In a deal signed last June, Fransabank and Kuwait's AREF Investment Group will each control a 20 percent stake in Capital Bank Sudan with the remaining shares owned by Kuwaiti and Egyptian investors. AREF is part-owned by Kuwait Finance House, the only Islamic bank operating in Kuwait.
"This is our first time in Islamic banking," Bteish said. "The expertise for this is coming from our partners in Kuwait and the banking expertise is coming from Fransabank."
Bteish said the bank will invest in Sudan's "productive sector" but did not give further details. He said the bank's shareholders will meet in November to discuss specific investment projects. The bank will open with a branch in Khartoum and may expand to other cities and offer retail and commercial banking, Bteish said.
With a power-sharing agreement in place aimed at ending Africa's longest war, Sudan's oil-fueled economy is luring Gulf investors hoping to cash in on a postwar recovery.
"Sudan is offering huge potential with the return of peace," Bteish said.
With $70 billion in assets - or more than three times the country's GDP - Lebanese banks are rushing to enter new markets. BLOM, Lebanon's largest bank, is bidding to take over Misr Romanian, a mid-sized Egyptian bank. Byblos Bank announced last week that it is seeking to buy a majority stake in a small Algerian bank.
Bteish also said Fransabank is in the process of opening subsidiaries in Syria and Algeria.
Fransabank will own a 68 percent share of Fransabank Algeria, which will begin corporate and retail banking in the spring of 2006. The Lebanese-owned container shipping giant CMA-CGM has a 25 percent stake in the new bank.
"We got authorization from the Central Bank in Algeria last week and expect to start in April or May," Bteish said. "We will start in Algiers and in the next few months open branches in two or three of the main cities."
Algeria's three state-owned banks - which the government says that it intends to privatize - control over 50 percent of the market.
"They're opening up the market in Algeria and there's a lot of potential there," Bteish later added.

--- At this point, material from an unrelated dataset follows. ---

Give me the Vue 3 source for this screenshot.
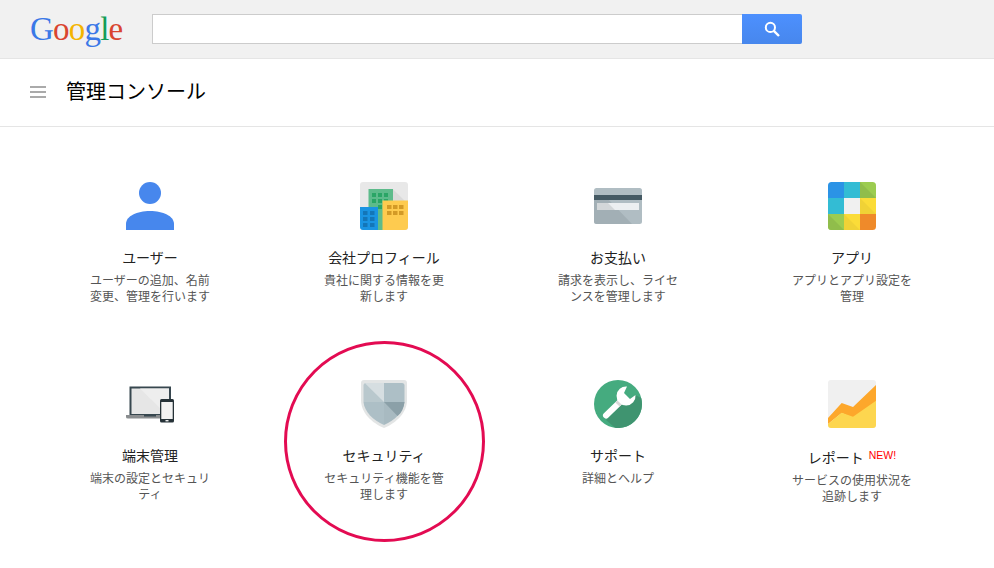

Fransabank also won preliminary approval in early October from the Central Bank of Syria to open a subsidiary there, making it the sixth Lebanese bank to enter the Syrian market. Syria opened its previously state-controlled economy to private banks in 2002 and recently reformed its banking sector, ending restrictions on transferring profits outside the country, and lowering fees on financial transactions. Bteish said Fransabank's Syrian subsidiary, which will offer retail and corporate banking, will open in Damascus with $35 million in capital and will then expand to Syria's other major cities. Fransabank will own a 49 percent stake in the bank, with rest controlled by Syrian nationals, as required by Syrian law.